Persoalan penegakkan dan perlindungan hak asasi manusia tidak akan ada habisnya, menjadi perdebatan dari waktu ke waktu dalam sejarah peradaban umat manusia.
Hak-hak asasi manusia, adalah sesuatu yang paling fundamental atau hak dasar dalam kehidupan manusia. Jika hak itu dicabut, maka manusia bukan manusia lagi!
Deklarasi Universal Hak-hak Asasi Manusia, 10 Desember 1948, lahir setelah dunia internasional baru saja selesai dari peperangan yang mengerikan. Jutaan manusia menjadi korban Perang Dunia II saat itu.

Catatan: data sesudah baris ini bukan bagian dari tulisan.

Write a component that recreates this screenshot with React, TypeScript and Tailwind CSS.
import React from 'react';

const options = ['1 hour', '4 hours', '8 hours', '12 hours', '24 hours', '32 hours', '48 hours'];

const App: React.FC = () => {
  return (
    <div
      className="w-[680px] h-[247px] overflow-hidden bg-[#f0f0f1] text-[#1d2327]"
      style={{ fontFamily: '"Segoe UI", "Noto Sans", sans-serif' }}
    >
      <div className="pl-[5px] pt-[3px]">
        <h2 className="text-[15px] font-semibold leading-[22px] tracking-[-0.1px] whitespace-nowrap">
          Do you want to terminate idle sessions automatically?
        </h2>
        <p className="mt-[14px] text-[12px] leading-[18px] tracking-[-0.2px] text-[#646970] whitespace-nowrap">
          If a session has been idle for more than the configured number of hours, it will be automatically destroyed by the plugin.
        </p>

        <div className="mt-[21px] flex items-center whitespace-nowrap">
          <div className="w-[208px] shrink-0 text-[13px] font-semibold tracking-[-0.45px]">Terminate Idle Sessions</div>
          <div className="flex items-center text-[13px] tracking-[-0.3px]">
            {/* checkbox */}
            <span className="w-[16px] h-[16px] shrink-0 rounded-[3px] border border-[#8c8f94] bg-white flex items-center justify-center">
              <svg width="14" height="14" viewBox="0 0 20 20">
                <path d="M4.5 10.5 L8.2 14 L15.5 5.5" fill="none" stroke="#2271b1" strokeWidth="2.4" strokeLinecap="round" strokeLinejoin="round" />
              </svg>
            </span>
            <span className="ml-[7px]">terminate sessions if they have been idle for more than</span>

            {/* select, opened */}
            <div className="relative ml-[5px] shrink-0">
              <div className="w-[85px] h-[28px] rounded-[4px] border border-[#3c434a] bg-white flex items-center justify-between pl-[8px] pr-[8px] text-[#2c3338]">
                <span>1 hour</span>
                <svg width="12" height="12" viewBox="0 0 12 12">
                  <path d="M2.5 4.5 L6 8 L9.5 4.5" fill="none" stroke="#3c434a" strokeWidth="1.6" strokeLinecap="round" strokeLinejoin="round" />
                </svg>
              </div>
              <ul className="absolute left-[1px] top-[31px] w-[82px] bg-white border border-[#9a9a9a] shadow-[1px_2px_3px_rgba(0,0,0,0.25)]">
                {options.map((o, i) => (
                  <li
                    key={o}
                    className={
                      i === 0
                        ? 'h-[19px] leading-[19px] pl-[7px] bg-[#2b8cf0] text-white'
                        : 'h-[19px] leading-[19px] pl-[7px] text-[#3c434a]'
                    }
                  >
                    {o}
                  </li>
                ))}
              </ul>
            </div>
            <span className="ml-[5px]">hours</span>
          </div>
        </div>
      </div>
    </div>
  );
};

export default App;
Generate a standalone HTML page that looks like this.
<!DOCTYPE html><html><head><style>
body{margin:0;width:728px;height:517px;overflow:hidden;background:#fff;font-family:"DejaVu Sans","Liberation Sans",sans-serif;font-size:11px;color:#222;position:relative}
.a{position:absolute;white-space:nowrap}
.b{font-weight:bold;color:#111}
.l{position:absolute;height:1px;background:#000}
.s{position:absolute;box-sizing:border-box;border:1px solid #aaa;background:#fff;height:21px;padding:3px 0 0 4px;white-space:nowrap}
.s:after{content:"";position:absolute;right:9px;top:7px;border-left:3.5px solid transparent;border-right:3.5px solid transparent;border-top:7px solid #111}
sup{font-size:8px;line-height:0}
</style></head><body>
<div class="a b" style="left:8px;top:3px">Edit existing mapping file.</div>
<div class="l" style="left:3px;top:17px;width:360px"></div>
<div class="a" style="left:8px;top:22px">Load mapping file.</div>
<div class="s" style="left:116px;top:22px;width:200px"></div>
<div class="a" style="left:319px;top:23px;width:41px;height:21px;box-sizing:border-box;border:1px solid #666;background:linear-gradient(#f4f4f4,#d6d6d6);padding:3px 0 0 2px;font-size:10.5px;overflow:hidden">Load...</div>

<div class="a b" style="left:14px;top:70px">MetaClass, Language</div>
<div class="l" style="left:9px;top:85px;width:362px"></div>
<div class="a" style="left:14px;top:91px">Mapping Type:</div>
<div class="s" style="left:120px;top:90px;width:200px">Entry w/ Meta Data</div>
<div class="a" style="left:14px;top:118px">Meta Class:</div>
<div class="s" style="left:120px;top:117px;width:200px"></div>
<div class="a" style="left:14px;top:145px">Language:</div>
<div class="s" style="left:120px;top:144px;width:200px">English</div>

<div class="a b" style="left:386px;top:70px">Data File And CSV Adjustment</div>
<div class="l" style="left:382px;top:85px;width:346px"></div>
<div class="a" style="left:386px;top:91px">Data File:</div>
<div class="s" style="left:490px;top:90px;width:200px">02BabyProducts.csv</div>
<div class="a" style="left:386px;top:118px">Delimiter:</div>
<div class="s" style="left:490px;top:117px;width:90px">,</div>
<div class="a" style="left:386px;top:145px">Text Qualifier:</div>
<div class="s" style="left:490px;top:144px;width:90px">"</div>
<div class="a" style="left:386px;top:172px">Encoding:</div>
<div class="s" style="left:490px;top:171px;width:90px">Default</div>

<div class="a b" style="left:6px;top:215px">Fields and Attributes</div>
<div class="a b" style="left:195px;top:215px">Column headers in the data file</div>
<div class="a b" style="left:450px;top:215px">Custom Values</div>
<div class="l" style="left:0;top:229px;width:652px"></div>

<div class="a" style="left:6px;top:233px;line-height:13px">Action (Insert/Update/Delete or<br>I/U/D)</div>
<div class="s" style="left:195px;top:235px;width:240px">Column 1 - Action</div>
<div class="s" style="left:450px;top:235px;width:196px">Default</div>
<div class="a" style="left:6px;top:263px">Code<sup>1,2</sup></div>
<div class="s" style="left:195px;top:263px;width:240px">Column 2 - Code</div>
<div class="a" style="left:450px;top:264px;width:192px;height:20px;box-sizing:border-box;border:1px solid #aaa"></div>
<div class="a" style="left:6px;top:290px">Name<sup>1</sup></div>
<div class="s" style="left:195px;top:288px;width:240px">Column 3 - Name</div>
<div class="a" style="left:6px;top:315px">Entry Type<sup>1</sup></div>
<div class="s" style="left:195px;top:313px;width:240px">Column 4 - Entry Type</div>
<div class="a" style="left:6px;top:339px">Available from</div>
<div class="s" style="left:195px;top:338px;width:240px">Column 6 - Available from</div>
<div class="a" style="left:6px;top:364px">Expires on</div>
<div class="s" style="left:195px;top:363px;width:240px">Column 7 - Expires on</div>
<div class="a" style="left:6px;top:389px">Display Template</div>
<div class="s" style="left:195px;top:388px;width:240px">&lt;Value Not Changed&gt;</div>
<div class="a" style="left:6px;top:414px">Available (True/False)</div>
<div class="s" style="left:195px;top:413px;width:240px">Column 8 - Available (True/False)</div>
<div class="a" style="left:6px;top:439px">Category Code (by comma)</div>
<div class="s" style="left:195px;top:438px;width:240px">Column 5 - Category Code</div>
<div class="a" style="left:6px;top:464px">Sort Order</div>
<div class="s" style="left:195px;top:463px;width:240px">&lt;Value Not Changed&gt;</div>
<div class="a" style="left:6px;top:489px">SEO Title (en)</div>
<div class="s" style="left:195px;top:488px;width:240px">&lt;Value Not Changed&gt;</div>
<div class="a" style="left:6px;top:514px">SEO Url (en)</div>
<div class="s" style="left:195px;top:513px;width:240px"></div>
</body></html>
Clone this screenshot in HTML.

Pengalaman tragis dan traumatik umat manusia menjadi pemicu deklarasi tersebut. Yang intinya menegaskan bahwa seluruh umat manusia dilahirkan merdeka. Mempunyai martabat dan hak-hak yang sama.
Jika dapat berasumsi bahwa deklarasi hak-hak asasi manusia itu diakui, dihayati, dan dijunjung tinggi oleh umat manusia di berbagai bangsa, maka kita juga ingin berada dalam asumsi itu.
Namun yang menjadi pertanyaan mendasar adalah bagaimana pengakuan hak-hak asasi manusia itu bisa ditegakkan dan dilaksanakan dalam kehidupan sehari-sehari, dengan berbagai permasalahan konkret yang ada dalam masyarakat saat ini.
Pandangan hak asasi manusia yang berkembang hingga kini lebih menekankan kepada sifat individualistiknya, dan menggeser sikap kegotongroyongan yang integralistik sebagai dasar pandangan hidup manusia Indonesia. Individu-individu dan kelompok-kelompok hadir dengan membawa hasrat dan keinginan personalnya.
Dalam pergaulan hidup masyarakat sehari-hari, hanya ingin ada perbaikan kualitas hidup. Hidup yang layak! Hak untuk mendapat pekerjaan dan upah yang layak. Hak untuk mendapatkan tempat tinggal dan lingkungan yang sehat. Hak untuk pintar-cerdas dengan pendidikan yang sama dengan yang lain. Hak untuk sehat, dengan makanan dan pelayanan kesehatan yang layak. Hak untuk bebas dari ketakutan ketika pandangan hidup berbeda dari mayoritas. Hak untuk diperlakukan sama di semua sektor kehidupan.
Proses demokratisasi yang berjalan sejak reformasi telah membawa perkembangan yang positif dalam hak-hak sipil dan politik, namun berbeda dengan perwujudan hak-hak ekonomi, sosial, dan budaya. Masih jauh dari harapan.
Realisasinya, memerlukan peran dan keaktifan negara. Penyelenggaraan Festifal HAM di Semarang beberapa hari yang lalu, mungkin dimaksudkan untuk itu. Agar penyelenggara negara dari pusat hingga tingkat daerah lebih peka.
Di sisi lain, sebagian kelompok masyarakat sipil menentang festival HAM tersebut, karena dihadiri para pelanggar HAM. Kedua-duanya memiliki peran dan tujuan yang pasti positif.